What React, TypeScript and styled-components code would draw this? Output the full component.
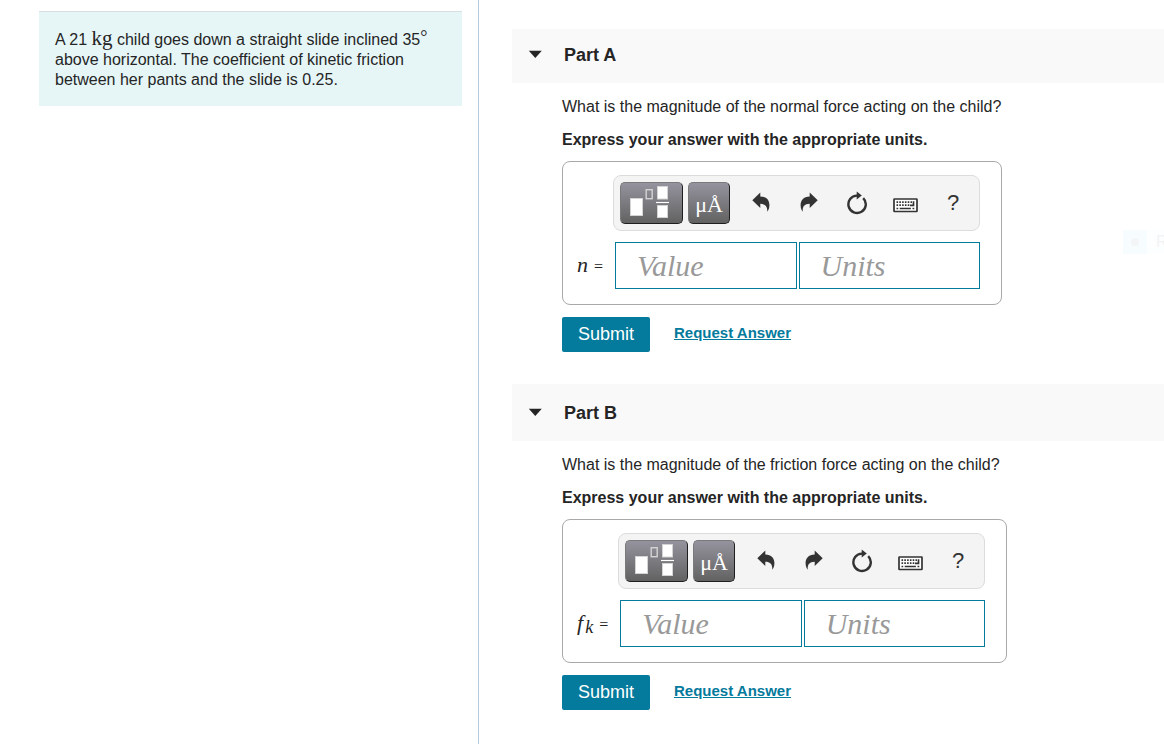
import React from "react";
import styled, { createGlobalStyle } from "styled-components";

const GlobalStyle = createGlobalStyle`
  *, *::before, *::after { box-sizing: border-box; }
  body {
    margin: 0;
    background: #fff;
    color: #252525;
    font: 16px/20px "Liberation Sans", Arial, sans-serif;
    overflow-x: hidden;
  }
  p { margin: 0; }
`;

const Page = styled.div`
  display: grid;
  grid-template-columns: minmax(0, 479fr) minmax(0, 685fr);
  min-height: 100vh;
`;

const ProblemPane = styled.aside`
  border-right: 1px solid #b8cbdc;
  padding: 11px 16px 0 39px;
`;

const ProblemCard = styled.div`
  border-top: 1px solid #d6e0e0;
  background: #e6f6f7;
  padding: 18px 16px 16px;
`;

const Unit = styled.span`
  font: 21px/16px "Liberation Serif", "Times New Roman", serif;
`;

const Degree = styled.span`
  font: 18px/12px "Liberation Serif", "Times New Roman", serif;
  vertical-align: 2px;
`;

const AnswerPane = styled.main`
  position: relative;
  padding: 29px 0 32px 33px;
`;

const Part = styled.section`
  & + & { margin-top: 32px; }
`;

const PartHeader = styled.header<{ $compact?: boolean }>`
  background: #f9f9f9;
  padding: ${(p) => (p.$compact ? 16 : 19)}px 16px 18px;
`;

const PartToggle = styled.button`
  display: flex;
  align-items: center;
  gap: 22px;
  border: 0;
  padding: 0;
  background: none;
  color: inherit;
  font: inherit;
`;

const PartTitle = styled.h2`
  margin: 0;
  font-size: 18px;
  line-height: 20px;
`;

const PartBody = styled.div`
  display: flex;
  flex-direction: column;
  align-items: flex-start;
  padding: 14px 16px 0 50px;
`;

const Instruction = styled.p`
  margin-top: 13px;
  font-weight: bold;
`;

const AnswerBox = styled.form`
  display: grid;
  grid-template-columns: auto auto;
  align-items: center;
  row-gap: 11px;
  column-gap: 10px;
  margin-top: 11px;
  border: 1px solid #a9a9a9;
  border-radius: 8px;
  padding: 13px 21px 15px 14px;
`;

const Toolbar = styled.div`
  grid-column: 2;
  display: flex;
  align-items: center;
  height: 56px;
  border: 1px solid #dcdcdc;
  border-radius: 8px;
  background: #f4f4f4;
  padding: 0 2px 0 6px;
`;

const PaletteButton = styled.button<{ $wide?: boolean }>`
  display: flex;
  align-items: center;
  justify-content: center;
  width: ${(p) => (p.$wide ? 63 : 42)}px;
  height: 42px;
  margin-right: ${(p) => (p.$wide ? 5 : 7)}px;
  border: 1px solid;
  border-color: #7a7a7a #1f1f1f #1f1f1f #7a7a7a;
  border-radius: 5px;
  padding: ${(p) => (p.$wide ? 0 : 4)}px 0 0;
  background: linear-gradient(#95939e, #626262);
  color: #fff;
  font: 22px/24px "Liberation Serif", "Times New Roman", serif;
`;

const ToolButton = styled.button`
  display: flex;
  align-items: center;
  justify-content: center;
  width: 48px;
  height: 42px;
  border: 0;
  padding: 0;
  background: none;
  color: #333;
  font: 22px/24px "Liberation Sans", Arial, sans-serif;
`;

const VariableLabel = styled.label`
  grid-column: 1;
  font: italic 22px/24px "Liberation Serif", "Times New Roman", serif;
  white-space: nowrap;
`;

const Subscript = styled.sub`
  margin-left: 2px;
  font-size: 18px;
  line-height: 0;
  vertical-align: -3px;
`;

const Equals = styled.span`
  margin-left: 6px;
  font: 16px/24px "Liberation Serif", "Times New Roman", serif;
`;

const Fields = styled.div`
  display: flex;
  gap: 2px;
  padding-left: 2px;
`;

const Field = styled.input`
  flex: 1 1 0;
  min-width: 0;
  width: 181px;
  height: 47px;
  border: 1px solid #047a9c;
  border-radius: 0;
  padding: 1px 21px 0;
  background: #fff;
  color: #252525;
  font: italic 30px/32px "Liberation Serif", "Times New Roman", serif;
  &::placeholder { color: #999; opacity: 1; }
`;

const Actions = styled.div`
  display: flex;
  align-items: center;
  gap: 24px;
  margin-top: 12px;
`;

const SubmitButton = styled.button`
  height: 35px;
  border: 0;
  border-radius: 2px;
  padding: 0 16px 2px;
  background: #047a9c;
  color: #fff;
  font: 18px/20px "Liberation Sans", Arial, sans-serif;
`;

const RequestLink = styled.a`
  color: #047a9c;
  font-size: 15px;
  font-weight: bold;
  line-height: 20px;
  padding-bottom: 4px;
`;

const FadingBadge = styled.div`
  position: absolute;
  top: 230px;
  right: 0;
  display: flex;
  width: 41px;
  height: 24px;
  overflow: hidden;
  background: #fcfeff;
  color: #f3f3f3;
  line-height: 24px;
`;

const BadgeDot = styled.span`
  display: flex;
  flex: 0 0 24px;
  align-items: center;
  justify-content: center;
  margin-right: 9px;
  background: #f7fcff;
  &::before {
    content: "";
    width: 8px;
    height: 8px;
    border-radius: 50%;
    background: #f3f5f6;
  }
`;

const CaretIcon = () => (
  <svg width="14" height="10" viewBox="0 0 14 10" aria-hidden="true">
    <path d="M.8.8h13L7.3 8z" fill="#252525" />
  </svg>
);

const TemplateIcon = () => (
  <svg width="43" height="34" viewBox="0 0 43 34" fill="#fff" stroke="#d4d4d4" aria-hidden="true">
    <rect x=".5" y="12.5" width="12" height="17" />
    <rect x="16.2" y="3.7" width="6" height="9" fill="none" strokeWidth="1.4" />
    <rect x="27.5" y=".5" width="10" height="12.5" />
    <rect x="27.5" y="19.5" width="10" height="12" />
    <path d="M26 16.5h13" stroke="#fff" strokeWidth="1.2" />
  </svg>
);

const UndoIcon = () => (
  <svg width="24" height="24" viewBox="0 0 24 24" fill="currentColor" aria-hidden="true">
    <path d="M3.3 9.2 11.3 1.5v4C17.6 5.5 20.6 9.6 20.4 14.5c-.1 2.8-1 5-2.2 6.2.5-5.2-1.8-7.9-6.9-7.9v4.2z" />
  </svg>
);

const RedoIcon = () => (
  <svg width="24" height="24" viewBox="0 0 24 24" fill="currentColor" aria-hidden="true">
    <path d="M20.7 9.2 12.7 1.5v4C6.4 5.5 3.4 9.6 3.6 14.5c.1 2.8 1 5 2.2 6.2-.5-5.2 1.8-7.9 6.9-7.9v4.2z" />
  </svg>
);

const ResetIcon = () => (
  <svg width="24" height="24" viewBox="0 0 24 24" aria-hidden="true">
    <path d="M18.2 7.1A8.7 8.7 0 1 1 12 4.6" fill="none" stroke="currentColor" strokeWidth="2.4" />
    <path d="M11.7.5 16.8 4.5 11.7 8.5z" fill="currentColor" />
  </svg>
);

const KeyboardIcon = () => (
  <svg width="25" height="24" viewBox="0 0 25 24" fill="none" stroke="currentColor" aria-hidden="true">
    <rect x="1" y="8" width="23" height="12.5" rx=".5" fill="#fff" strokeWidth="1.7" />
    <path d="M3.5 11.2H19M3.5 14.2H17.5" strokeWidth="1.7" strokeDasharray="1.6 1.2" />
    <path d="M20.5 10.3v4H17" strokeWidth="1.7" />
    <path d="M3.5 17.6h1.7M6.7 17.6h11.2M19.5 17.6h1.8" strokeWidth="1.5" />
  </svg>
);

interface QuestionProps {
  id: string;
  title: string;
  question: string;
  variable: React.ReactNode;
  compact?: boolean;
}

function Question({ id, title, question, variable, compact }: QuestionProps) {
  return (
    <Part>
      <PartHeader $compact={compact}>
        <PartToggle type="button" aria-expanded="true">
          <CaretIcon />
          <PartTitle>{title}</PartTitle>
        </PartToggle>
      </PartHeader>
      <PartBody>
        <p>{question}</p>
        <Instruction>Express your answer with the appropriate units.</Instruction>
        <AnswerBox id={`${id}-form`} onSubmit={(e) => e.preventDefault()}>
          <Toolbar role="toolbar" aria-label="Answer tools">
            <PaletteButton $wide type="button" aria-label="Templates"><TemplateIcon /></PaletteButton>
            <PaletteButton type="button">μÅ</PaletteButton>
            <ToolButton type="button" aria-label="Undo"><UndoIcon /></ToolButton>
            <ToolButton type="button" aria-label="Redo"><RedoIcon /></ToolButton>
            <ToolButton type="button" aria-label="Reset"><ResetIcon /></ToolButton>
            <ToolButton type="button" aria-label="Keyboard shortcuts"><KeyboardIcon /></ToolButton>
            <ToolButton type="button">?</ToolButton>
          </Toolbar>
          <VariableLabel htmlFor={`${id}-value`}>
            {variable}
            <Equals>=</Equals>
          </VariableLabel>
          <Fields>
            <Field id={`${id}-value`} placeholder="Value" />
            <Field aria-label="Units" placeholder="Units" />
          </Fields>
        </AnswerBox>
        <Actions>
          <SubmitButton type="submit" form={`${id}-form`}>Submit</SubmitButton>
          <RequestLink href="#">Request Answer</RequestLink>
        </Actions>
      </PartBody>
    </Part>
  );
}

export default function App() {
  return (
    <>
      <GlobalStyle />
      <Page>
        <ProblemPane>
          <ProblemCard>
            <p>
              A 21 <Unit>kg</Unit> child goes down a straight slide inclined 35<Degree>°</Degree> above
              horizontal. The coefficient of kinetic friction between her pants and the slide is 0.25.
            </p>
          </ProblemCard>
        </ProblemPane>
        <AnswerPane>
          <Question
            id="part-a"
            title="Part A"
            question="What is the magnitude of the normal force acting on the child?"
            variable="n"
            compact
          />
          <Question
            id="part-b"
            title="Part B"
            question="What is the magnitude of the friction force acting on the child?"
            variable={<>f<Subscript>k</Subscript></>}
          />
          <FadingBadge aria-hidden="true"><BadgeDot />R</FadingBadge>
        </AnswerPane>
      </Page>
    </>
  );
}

Stated task: Only a number is expected here: the count of lines in the listing that hold the string "What".

Answer to this exercise: 3